Os trabalhos de investigação que se seguiram em três décadas mostram que esses acontecimentos ficam marcados não apenas no comportamento, mas também na fisiologia dessas crianças e adolescentes. Viver situações de guerra não faz parte daquela lista.

A investigação não se ficou apenas por observar ou constatar relações, e procurou perceber o que pode atenuar esses efeitos, o que pode reforçar a resiliência e o bem-estar. O resultado recorrente aponta para o estabelecimento de relações positivas e seguras que parecem “absorver” o impacto negativo da incerteza de um ambiente inseguro e caótico.   

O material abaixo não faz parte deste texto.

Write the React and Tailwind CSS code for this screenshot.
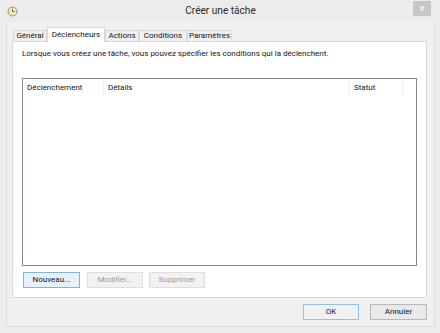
const tabs = [
  { label: 'Général', w: 'w-[34px]' },
  { label: 'Déclencheurs', w: 'w-[58px]', active: true },
  { label: 'Actions', w: 'w-[34px]' },
  { label: 'Conditions', w: 'w-[48px]' },
  { label: 'Paramètres', w: 'w-[45px]' },
];

const TaskIcon = () => (
  <svg width="11" height="11" viewBox="0 0 11 11">
    <circle cx="5.5" cy="5.5" r="4.5" fill="#f3e7b4" stroke="#8a8f96" strokeWidth="1" />
    <path d="M5.5 2.8 V5.5 H7.6" fill="none" stroke="#5a6470" strokeWidth="0.9" />
  </svg>
);

export default function App() {
  return (
    <div className="w-[440px] h-[333px] overflow-hidden bg-[#ececec] text-[#141414] font-['Roboto',sans-serif]">
      {/* Title bar */}
      <div className="h-[22px] flex items-center">
        <div className="w-[22px] pl-[7px] flex items-center">
          <TaskIcon />
        </div>
        <div className="flex-1 text-center text-[10.1px] leading-none text-[#2b2b2b] pl-[6px]">Créer une tâche</div>
        <div className="w-[18px] h-[15px] mb-[5px] bg-[#c6c6c6] flex items-center justify-center text-white text-[10px] leading-none mr-[9px]">
          ×
        </div>
      </div>

      {/* Client area */}
      <div className="ml-[6px] w-[429px] h-[305px] bg-[#f0f0f0] border-x border-b border-[#dcdcdc] pt-[5px] text-[8px] leading-[12px]">
        {/* Tabs */}
        <div className="flex items-start h-[14px] ml-[6px] relative z-10">
          {tabs.map((t) =>
            t.active ? (
              <div
                key={t.label}
                className={`${t.w} h-[15px] bg-white border-x border-t border-[#d9d9d9] flex items-center justify-center pb-[1px]`}
              >
                {t.label}
              </div>
            ) : (
              <div
                key={t.label}
                className={`${t.w} h-[11px] mt-[3px] bg-[#f0f0f0] border-x border-t border-[#d9d9d9] flex items-center justify-center`}
              >
                {t.label}
              </div>
            )
          )}
        </div>

        {/* Tab page */}
        <div className="ml-[5px] w-[415px] h-[257px] bg-white border border-[#d9d9d9] pl-[9px] pt-[6px]">
          <div>Lorsque vous créez une tâche, vous pouvez spécifier les conditions qui la déclenchent.</div>

          <div className="mt-[18px] w-[395px] h-[188px] border border-[#828790] bg-white">
            <div className="h-[17px] flex items-center">
              <div className="w-[81px] h-full pl-[4px] flex items-center border-r border-[#f1f2f4]">Déclenchement</div>
              <div className="w-[246px] h-full pl-[4px] flex items-center border-r border-[#f1f2f4]">Détails</div>
              <div className="w-[53px] h-full pl-[4px] flex items-center border-r border-[#f1f2f4]">Statut</div>
            </div>
          </div>

          <div className="flex gap-[6px] mt-[6px] ml-[1px]">
            <div className="w-[57px] h-[16px] bg-[#e5f1fb] border border-[#7eb4ea] flex items-center justify-center">
              Nouveau...
            </div>
            <div className="w-[56px] h-[16px] bg-[#f2f2f2] border border-[#dedede] text-[#9a9a9a] flex items-center justify-center ml-[1px]">
              Modifier...
            </div>
            <div className="w-[56px] h-[16px] bg-[#f2f2f2] border border-[#dedede] text-[#9a9a9a] flex items-center justify-center">
              Supprimer
            </div>
          </div>
        </div>

        {/* Dialog buttons */}
        <div className="w-[420px] flex justify-end gap-[11px] mt-[6px]">
          <div className="w-[56px] h-[16px] bg-[#f1f1f1] border border-[#8ec1f0] flex items-center justify-center">OK</div>
          <div className="w-[57px] h-[16px] bg-[#e9e9e9] border border-[#b9b9b9] flex items-center justify-center">Annuler</div>
        </div>
      </div>
    </div>
  );
}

Hoje perguntava às minhas filhas adolescentes. “Como é que os vossos amigos estão a viver esta guerra?”. “Não estão muito stressados!” - responderam.De início fiquei surpreendida e depois de refletir começou a fazer sentido.

Esta guerra também está em direto, mas saiu dos ecrãs da TV e está nas ruas das nossas cidades. Nas filas de carros, mas sobretudo nas manifestações de apoio, nas ações de voluntariado, nas iniciativas coletivas de recolha de bens. Em muitas escolas encontramos adolescentes a mobilizarem-se para essas campanhas.

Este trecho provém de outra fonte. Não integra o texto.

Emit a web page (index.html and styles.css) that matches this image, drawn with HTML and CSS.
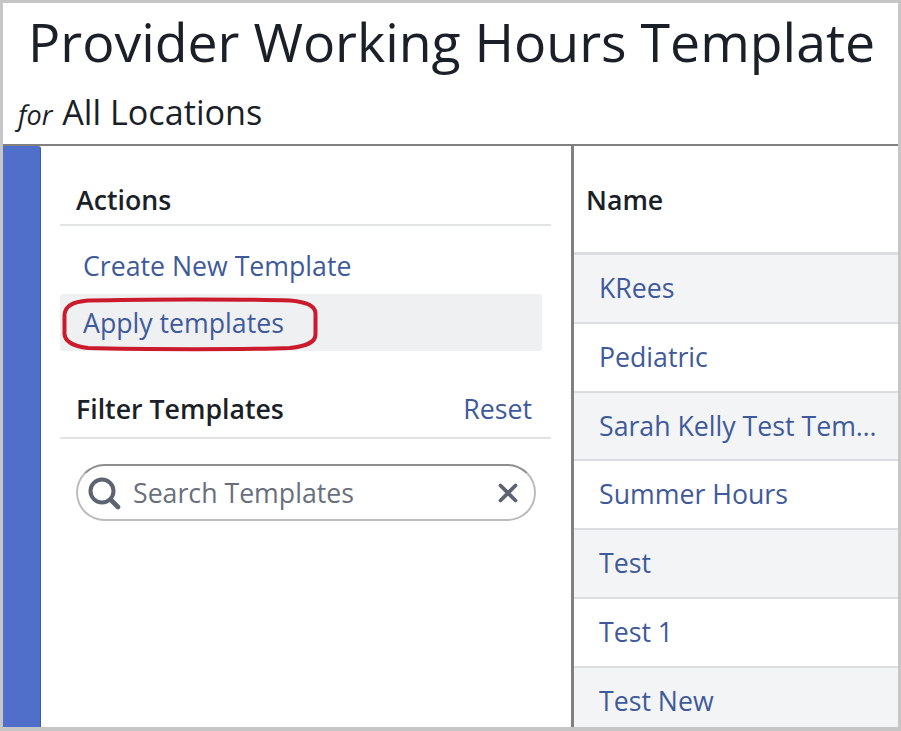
FILE: index.html
```html
<!DOCTYPE html>
<html lang="en">
<head>
    <meta charset="UTF-8">
    <meta name="viewport" content="width=device-width, initial-scale=1.0">
    <title>Provider Working Hours Template</title>
    <link rel="stylesheet" href="styles.css">
</head>
<body>
    <div class="frame">
        <header class="header">
            <h1 class="title">Provider Working Hours Template</h1>
            <div class="subtitle"><em>for</em> All Locations</div>
        </header>
        <div class="main">
            <div class="strip"></div>
            <aside class="panel">
                <div class="section-head">
                    <h2>Actions</h2>
                </div>
                <ul class="actions">
                    <li><a href="#">Create New Template</a></li>
                    <li class="active">
                        <a href="#">Apply templates</a>
                        <svg class="callout" width="262" height="60" viewBox="0 0 262 60" fill="none" stroke="#cb1a2b" stroke-width="4">
                            <path d="M28 6.5C80 5 190 5 230 6.5C248 8 255 12 255.500 19V41C255 48 248 52 230 54C190 55.500 80 55.500 28 54C12 52 5 47 4.500 40V21C5 12 12 8 28 6.500Z"/>
                        </svg>
                    </li>
                </ul>
                <div class="section-head filter-head">
                    <h2>Filter Templates</h2>
                    <a href="#">Reset</a>
                </div>
                <div class="search">
                    <svg class="search-icon" width="34" height="34" viewBox="0 0 34 34" fill="none" stroke="#5e6372" stroke-width="4" stroke-linecap="round">
                        <circle cx="15" cy="15" r="11.500"/>
                        <path d="M24 24l7 7" stroke-width="4.600"/>
                    </svg>
                    <span class="placeholder">Search Templates</span>
                    <svg class="clear-icon" width="20" height="20" viewBox="0 0 20 20" fill="none" stroke="#5e6372" stroke-width="3.800" stroke-linecap="round">
                        <path d="M2.500 2.500l15 15M17.500 2.500l-15 15"/>
                    </svg>
                </div>
            </aside>
            <section class="list">
                <div class="list-head">Name</div>
                <a class="row" href="#">KRees</a>
                <a class="row" href="#">Pediatric</a>
                <a class="row" href="#"><span class="cut">Sarah Kelly Test Template</span></a>
                <a class="row" href="#">Summer Hours</a>
                <a class="row" href="#">Test</a>
                <a class="row" href="#">Test 1</a>
                <a class="row" href="#">Test New</a>
            </section>
        </div>
    </div>
</body>
</html>
```

FILE: styles.css
```css
* {
    box-sizing: border-box;
}
body {
    margin: 0;
    font-family: "Open Sans", Arial, sans-serif;
    background: #fff;
    color: #1b1f27;
}
a {
    color: #3f5a9a;
    text-decoration: none;
}
.frame {
    width: 901px;
    height: 731px;
    border: 3px solid #c6c6c6;
    border-bottom-width: 4px;
    display: flex;
    flex-direction: column;
    overflow: hidden;
}
.header {
    height: 143px;
    border-bottom: 2px solid #808080;
    flex: none;
}
.title {
    margin: 0;
    padding: 8px 0 0 25px;
    font-size: 53.6px;
    font-weight: 400;
    line-height: 62px;
    white-space: nowrap;
}
.subtitle {
    padding: 18px 0 0 15px;
    font-size: 34.2px;
    line-height: 42px;
}
.subtitle em {
    margin-right: 1px;
    font-size: 27px;
}
.main {
    flex: 1;
    display: flex;
    min-height: 0;
}
.strip {
    width: 38px;
    flex: none;
    background: #4f6fcb;
    border-right: 1px solid #3f5aa6;
    border-top-right-radius: 3px;
}
.panel {
    width: 530px;
    flex: none;
    padding: 32px 20px 0 19px;
}
.section-head {
    display: flex;
    justify-content: space-between;
    align-items: center;
    height: 48px;
    padding: 0 19px 3px 16px;
    border-bottom: 2px solid #e2e3e5;
}
.section-head h2 {
    margin: 0;
    font-size: 26.7px;
    font-weight: 600;
}
.section-head a {
    font-size: 26.7px;
}
.actions {
    list-style: none;
    margin: 11px 9px 0 0;
    padding: 0;
}
.actions li {
    position: relative;
    height: 57px;
    padding-left: 23px;
    font-size: 26.7px;
    line-height: 57px;
}
.actions .active {
    background: #eff0f2;
    border-radius: 3px;
}
.callout {
    position: absolute;
    left: 0;
    top: 0;
}
.filter-head {
    height: 60px;
    margin-top: 28px;
    padding-bottom: 0;
}
.search {
    display: flex;
    align-items: center;
    width: 460px;
    height: 57px;
    margin: 25px 0 0 16px;
    padding: 0 16px 0 9px;
    border: 2px solid #bcbcbc;
    border-top-color: #8e8e8e;
    border-radius: 29px;
}
.placeholder {
    flex: 1;
    margin-left: 12px;
    font-size: 26.7px;
    color: #6a6f7c;
}
.list {
    flex: 1;
    min-width: 0;
    border-left: 3px solid #808080;
}
.list-head {
    height: 109px;
    padding: 34px 0 0 12px;
    font-size: 26.7px;
    font-weight: 600;
    line-height: 40px;
    border-bottom: 3px solid #dcdde0;
}
.row {
    display: block;
    height: 68.8px;
    padding-left: 25px;
    font-size: 26.7px;
    line-height: 66px;
    border-bottom: 2px solid #dcdde0;
}
.row:nth-of-type(odd) {
    background: #f3f4f6;
}
.cut {
    display: block;
    width: 288px;
    overflow: hidden;
    white-space: nowrap;
    text-overflow: ellipsis;
}
```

Lidar com a incerteza, combater o medo pode passar por transformar a ansiedade em ação, por estabelecer as tais relações positivas. 

Esta guerra também nos está a mostrar como, mesmo a milhares de quilómetros de distância, podemos estabelecer relações pela dádiva, pela atenção, pelo cuidado que colocamos em cada ato de solidariedade. 

E os benefícios serão para quem recebe tanto como para quem oferece.